O'Hagan, Lauren Alex (2020). Pure in Body, Pure in Mind? A Sociohistorical Perspective on the Marketisation of Pure Foods in Great Britain. Discourse, Context and Media, 34, article no. 100325.

DOI: https://doi.org/10.1016/j.dcm.2019.100325

Abstract

This paper explores the marketisation of ‘pure’ from the late nineteenth century to modern-day using examples of food packaging and advertising. Adopting a sociohistorical approach to the theoretical perspective of social semiotics, it draws attention to the arbitrariness of the term and demonstrates how, over time, advertisers have constructed a particular discourse that equates the purity of a food product with a physical, mental or spiritual type of purity.

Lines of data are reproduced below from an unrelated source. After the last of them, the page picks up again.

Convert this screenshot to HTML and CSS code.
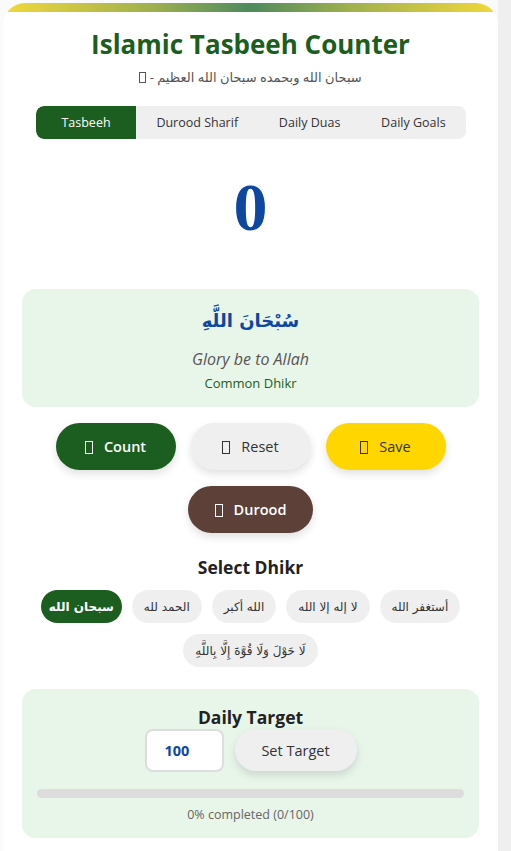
FILE: index.html
```html
<!DOCTYPE html>
<html lang="en">
<head>
<meta charset="utf-8">
<title>Islamic Tasbeeh Counter</title>
<link rel="stylesheet" href="styles.css">
</head>
<body>
<div class="page">
  <main class="card">
    <div class="topbar"></div>
    <header class="header">
      <h1 class="title">Islamic Tasbeeh Counter</h1>
      <p class="subtitle" dir="rtl">سبحان الله وبحمده سبحان الله العظيم - <span class="tofu"></span></p>
    </header>

    <nav class="tabs">
      <button class="tab tab-active">Tasbeeh</button>
      <button class="tab">Durood Sharif</button>
      <button class="tab">Daily Duas</button>
      <button class="tab">Daily Goals</button>
    </nav>

    <div class="counter">0</div>

    <section class="dhikr-card">
      <div class="dhikr-arabic" dir="rtl">سُبْحَانَ اللَّهِ</div>
      <div class="dhikr-meaning">Glory be to Allah</div>
      <div class="dhikr-type">Common Dhikr</div>
    </section>

    <div class="actions">
      <button class="btn btn-count"><span class="tofu"></span>Count</button>
      <button class="btn btn-reset"><span class="tofu"></span>Reset</button>
      <button class="btn btn-save"><span class="tofu"></span>Save</button>
      <button class="btn btn-durood"><span class="tofu"></span>Durood</button>
    </div>

    <h2 class="section-title">Select Dhikr</h2>
    <div class="chips">
      <button class="chip chip-active">سبحان الله</button>
      <button class="chip">الحمد لله</button>
      <button class="chip">الله أكبر</button>
      <button class="chip">لا إله إلا الله</button>
      <button class="chip">أستغفر الله</button>
      <button class="chip">لَا حَوْلَ وَلَا قُوَّةَ إِلَّا بِاللَّهِ</button>
    </div>

    <section class="target-card">
      <h2 class="target-title">Daily Target</h2>
      <div class="target-row">
        <input class="target-input" type="number" value="100">
        <button class="btn btn-target">Set Target</button>
      </div>
      <div class="progress"><div class="progress-fill" style="width:0%"></div></div>
      <div class="progress-text">0% completed (0/100)</div>
    </section>
  </main>
</div>
</body>
</html>
```

FILE: styles.css
```css
* { box-sizing: border-box; }

html, body {
  margin: 0;
  padding: 0;
  background: #f3f3f3;
  font-family: "Open Sans", "DejaVu Sans", sans-serif;
  color: #333;
}

.page {
  padding: 3px 13px 0 3px;
  background: linear-gradient(to right, #fafafa 0, #fafafa 498px, #efefef 498px);
  min-height: 851px;
}

.card {
  background: #fff;
  border-radius: 22px 22px 0 0;
  overflow: hidden;
  padding: 0 19px 20px;
  min-height: 848px;
}

.topbar {
  height: 9px;
  margin: 0 -19px;
  background: linear-gradient(to right, #f3d83c 0%, #9fb04f 30%, #4e8a5e 50%, #9fb04f 70%, #f3d83c 100%);
}

.header {
  text-align: center;
  padding-top: 16px;
}

.title {
  margin: 0;
  font-size: 26px;
  font-weight: 700;
  color: #1b5e20;
  line-height: 32px;
}

.subtitle {
  margin: 7px 0 0;
  font-size: 13px;
  color: #555;
  line-height: 20px;
}

.tofu {
  display: inline-block;
  width: 8px;
  height: 13px;
  border: 1.3px solid currentColor;
  vertical-align: -2px;
}

.subtitle .tofu {
  width: 7px;
  height: 11px;
  border-width: 1px;
  vertical-align: -1px;
}

.tabs {
  display: flex;
  margin: 19px 13px 0 14px;
  background: #efefef;
  border-radius: 8px;
  overflow: hidden;
  height: 33px;
}

.tab {
  flex: 1 1 auto;
  border: 0;
  background: transparent;
  font-family: inherit;
  font-size: 12.5px;
  color: #333;
  padding: 0 12px;
}

.tab-active {
  background: #1b5e20;
  color: #fff;
  flex: 0 0 100px;
  border-radius: 8px 0 0 8px;
}

.counter {
  text-align: center;
  font-family: "Liberation Serif", serif;
  font-weight: 700;
  font-size: 68px;
  line-height: 80px;
  color: #0d47a1;
  margin-top: 28px;
  height: 122px;
}

.dhikr-card {
  background: #e8f5e9;
  border-radius: 14px;
  text-align: center;
  padding: 17px 10px 14px;
}

.dhikr-arabic {
  font-family: "DejaVu Sans", sans-serif;
  font-weight: 700;
  font-size: 18px;
  color: #0d47a1;
  line-height: 30px;
}

.dhikr-meaning {
  margin-top: 12px;
  font-style: italic;
  font-size: 16px;
  color: #555;
  line-height: 22px;
}

.dhikr-type {
  margin-top: 3px;
  font-size: 13px;
  color: #1b5e20;
  line-height: 20px;
}

.actions {
  display: flex;
  flex-wrap: wrap;
  justify-content: center;
  gap: 16px 15px;
  margin-top: 16px;
}

.btn {
  border: 0;
  border-radius: 24px;
  font-family: inherit;
  font-size: 14.5px;
  font-weight: 600;
  height: 47px;
  padding: 0 16px;
  box-shadow: 0 4px 8px rgba(0,0,0,0.12);
  cursor: pointer;
}

.btn .tofu { margin-right: 11px; }

.btn-count, .btn-reset, .btn-save { width: 120px; }

.btn-count { background: #1b5e20; color: #fff; }
.btn-reset { background: #efefef; color: #333; font-weight: 500; }
.btn-save { background: #ffd600; color: #333; font-weight: 500; }
.btn-durood { background: #5d4037; color: #fff; width: 125px; }

.section-title {
  margin: 24px 0 0;
  text-align: center;
  font-size: 17.5px;
  font-weight: 700;
  color: #222;
  line-height: 20px;
}

.chips {
  display: flex;
  flex-wrap: wrap;
  justify-content: center;
  gap: 11px 10px;
  margin-top: 13px;
}

.chip {
  border: 0;
  background: #efefef;
  color: #333;
  border-radius: 17px;
  height: 33px;
  padding: 0 12px;
  font-family: "DejaVu Sans", sans-serif;
  font-size: 12px;
}

.chip-active {
  background: #1b5e20;
  color: #fff;
  font-weight: 700;
  padding: 0 8px;
}

.target-card {
  margin-top: 22px;
  background: #e8f5e9;
  border-radius: 14px;
  padding: 18px 15px 14px;
  text-align: center;
}

.target-title {
  margin: 0;
  font-size: 17.5px;
  font-weight: 700;
  color: #222;
  line-height: 20px;
}

.target-row {
  display: flex;
  justify-content: center;
  gap: 11px;
  margin-top: 2px;
}

.target-input {
  width: 79px;
  height: 43px;
  border: 2px solid #ddd;
  border-radius: 8px;
  background: #fff;
  font-family: inherit;
  font-size: 14.5px;
  font-weight: 700;
  color: #0d47a1;
  padding: 0 0 0 18px;
}

.btn-target {
  background: #efefef;
  color: #333;
  font-weight: 500;
  height: 42px;
  width: 122px;
  border-radius: 22px;
}

.progress {
  margin-top: 17px;
  height: 9px;
  background: #ddd;
  border-radius: 5px;
  overflow: hidden;
}

.progress-fill {
  height: 100%;
  background: #1b5e20;
}

.progress-text {
  margin-top: 8px;
  font-size: 12.5px;
  color: #666;
  line-height: 18px;
}
```
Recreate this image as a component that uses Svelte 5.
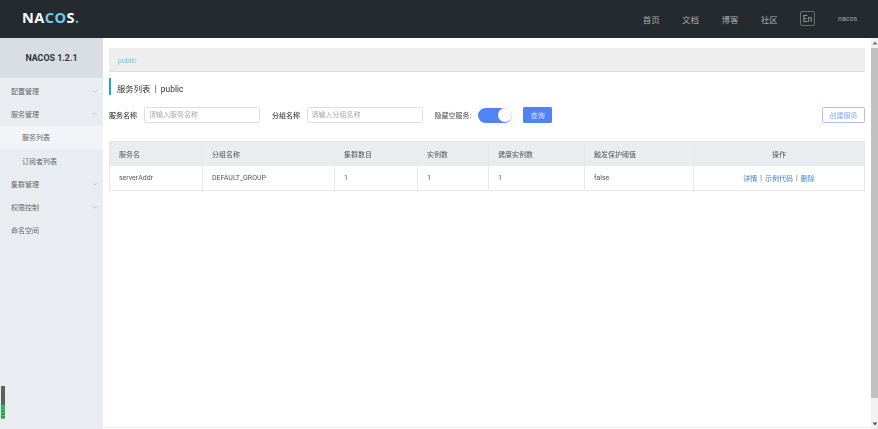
<script>
  const nav = ['首页', '文档', '博客', '社区'];
  const side = [
    { t: '配置管理', c: 'down' },
    { t: '服务管理', c: 'up' },
    { t: '服务列表', sub: true, active: true },
    { t: '订阅者列表', sub: true },
    { t: '集群管理', c: 'down' },
    { t: '权限控制', c: 'down' },
    { t: '命名空间' }
  ];
  const heads = ['服务名', '分组名称', '集群数目', '实例数', '健康实例数', '触发保护阈值', '操作'];
  const row = ['serverAddr', 'DEFAULT_GROUP', '1', '1', '1', 'false'];
</script>

<div class="page">
  <header class="top">
    <div class="logo">NA<span class="co">CO</span>S<span class="dot">.</span></div>
    <nav class="nav">
      {#each nav as n}<span class="nav-item">{n}</span>{/each}
      <span class="lang">En</span>
      <span class="user">nacos</span>
    </nav>
  </header>
  <div class="body">
    <aside class="side">
      <div class="ver">NACOS 1.2.1</div>
      <div class="menu">
        {#each side as s}
          <div class="mi" class:sub={s.sub} class:active={s.active}>
            <span>{s.t}</span>
            {#if s.c}
              <svg class="chev" viewBox="0 0 6 4" width="6" height="4">
                <path d={s.c === 'down' ? 'M.5 .8 3 3.2 5.5 .8' : 'M.5 3.2 3 .8 5.5 3.2'} fill="none" stroke="#b4b9c0" stroke-width=".7" />
              </svg>
            {/if}
          </div>
        {/each}
      </div>
      <div class="meter"><div class="meter-fill"></div></div>
    </aside>
    <main class="main">
      <div class="crumb">public</div>
      <div class="title">服务列表&nbsp;&nbsp;|&nbsp;&nbsp;public</div>
      <div class="form">
        <span class="lab">服务名称</span>
        <input class="inp" placeholder="请输入服务名称" />
        <span class="lab second">分组名称</span>
        <input class="inp inp2" placeholder="请输入分组名称" />
        <span class="lab third">隐藏空服务:</span>
        <span class="switch"><span class="knob"></span></span>
        <button class="query">查询</button>
        <button class="create">创建服务</button>
      </div>
      <div class="table">
        {#each heads as h, i}<div class="th" class:center={i === 6}>{h}</div>{/each}
        {#each row as c}<div class="td">{c}</div>{/each}
        <div class="td center links"><a href="#a">详情</a><i>|</i><a href="#b">示例代码</a><i>|</i><a href="#c">删除</a></div>
      </div>
    </main>
    <div class="scroll">
      <svg class="arrow" viewBox="0 0 6 4" width="6" height="4"><path d="M3 .5 5.5 3.5H.5z" fill="#777" /></svg>
      <div class="thumb"></div>
      <svg class="arrow" viewBox="0 0 6 4" width="6" height="4"><path d="M3 3.5 5.5 .5H.5z" fill="#555" /></svg>
    </div>
  </div>
</div>

<style>
  :global(body) { margin: 0; background: #fff; overflow: hidden; }
  .page {
    width: 878px; height: 429px; display: flex; flex-direction: column;
    font-family: Roboto, "Noto Sans CJK SC", sans-serif; font-size: 7px; color: #444;
    filter: blur(0.35px);
  }
  .top {
    height: 38px; flex: none; background: #252a2f; display: flex; align-items: center;
    justify-content: space-between; padding: 0 21px 0 22px;
  }
  .logo { font-family: "Open Sans", sans-serif; font-size: 14.5px; font-weight: 700; color: #fff; letter-spacing: .5px; margin-top: -3px; }
  .co { color: #6fcdee; }
  .dot { color: #2fc1d8; }
  .nav { display: flex; align-items: center; color: #a7a9ab; font-size: 8.5px; margin-top: -1px; }
  .nav-item { margin-right: 22.3px; }
  .lang { width: 13px; height: 13px; border: 1px solid #6a6e72; border-radius: 2px; display: flex; align-items: center; justify-content: center; margin-right: 23px; box-sizing: content-box; font-size: 8.5px; }
  .user { font-size: 7px; }
  .body { flex: 1; display: flex; min-height: 0; }
  .side { width: 103px; flex: none; background: #e9edf2; display: flex; flex-direction: column; }
  .ver { height: 40px; flex: none; background: #d9dee4; display: flex; align-items: center; justify-content: center; font-size: 8.9px; font-weight: 700; color: #333; }
  .menu { padding-top: 1.5px; }
  .mi { height: 23.2px; display: flex; align-items: center; justify-content: space-between; padding: 0 5px 0 11px; color: #666; font-size: 7px; }
  .mi.sub { padding-left: 22px; }
  .mi.active { background: #f2f4f7; }
  .chev { display: block; }
  .meter { margin: auto 0 10px 1px; width: 4px; height: 33px; background: #5b5f5e; display: flex; align-items: flex-end; }
  .meter-fill { width: 100%; height: 15px; background: repeating-linear-gradient(#2f9e4f 0 2px, #4ec46f 2px 3px); }
  .main { flex: 1; min-width: 0; padding: 10px 6px 0 6px; margin-bottom: 1px; border-bottom: 1px solid #efefef; }
  .crumb { height: 23px; background: #eee; border-bottom: 1px solid #dcdcdc; line-height: 27px; padding-left: 9px; color: #5ec8e6; font-size: 7px; }
  .title { margin-top: 6px; height: 17px; border-left: 2.5px solid #1ca6d6; padding-left: 6px; line-height: 23px; font-size: 8.4px; color: #333; box-sizing: border-box; }
  .form { display: flex; align-items: center; height: 16px; margin-top: 12px; }
  .lab { color: #444; font-size: 7px; font-weight: 500; white-space: nowrap; }
  .inp { width: 116px; height: 16px; box-sizing: border-box; border: 1px solid #dcdee3; border-radius: 1.5px; padding: 0 4px; margin-left: 7px; font: inherit; font-size: 7px; outline: none; background: #fff; }
  .inp2 { margin-left: 6.5px; width: 116.5px; }
  .inp::placeholder { color: #a8a8a8; opacity: 1; }
  .second { margin-left: 12px; }
  .third { margin-left: 11.5px; color: #666; }
  .switch { width: 34px; height: 15px; border-radius: 8px; background: #5084f5; margin-left: 7px; position: relative; flex: none; }
  .knob { position: absolute; right: 0.5px; top: 0.5px; width: 14px; height: 14px; background: #fff; border-radius: 50%; }
  .query { width: 29px; height: 16px; margin-left: 11px; background: #5084f5; color: #dbe6fd; border: none; border-radius: 1.5px; font: inherit; font-size: 7px; padding: 0; }
  .create { margin-left: auto; width: 43px; height: 16px; background: #fff; border: 1px solid #a9c1fc; color: #88a8f6; border-radius: 1.5px; font: inherit; font-size: 7px; padding: 0; }
  .table {
    margin-top: 18px; display: grid; grid-template-columns: 93px 132px 83px 71px 96px 109px 1fr;
    grid-template-rows: 25px 24px; border: 1px solid #e6e7eb; border-width: 0 1px 1px 1px; box-sizing: border-box;
    width: 756px;
  }
  .th, .td { display: flex; align-items: center; padding-left: 9px; border-right: 1px solid #e6e7eb; box-sizing: border-box; font-size: 7px; color: #555; }
  .th { background: #ebecf0; border-top: 1px solid #e3e4e8; }
  .th:nth-child(7), .td:last-child { border-right: 0; }
  .center { justify-content: center; padding-left: 0; }
  .links { color: #666; gap: 3px; }
  .links a { color: #3f83cc; text-decoration: none; }
  .links i { font-style: normal; color: #555; }
  .scroll { width: 7px; flex: none; background: #f1f1f1; display: flex; flex-direction: column; align-items: center; }
  .arrow { flex: none; margin: 3px 0 3px; }
  .thumb { flex: 1; width: 100%; background: #c1c1c1; margin-bottom: 21px; }
</style>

In doing so, they invest food with a moral authority and legitimacy that leads consumers to understand commodities through marketing discourses and buy into the lifestyle and cultural value that the product promises, although it may not be true. In emphasising how purity has historically been used as a rhetorical device to sell products, the study hopes to encourage consumers to challenge food advertising and be aware of the myths that it can create in order to become empowered and make informed choices about supposedly healthy products.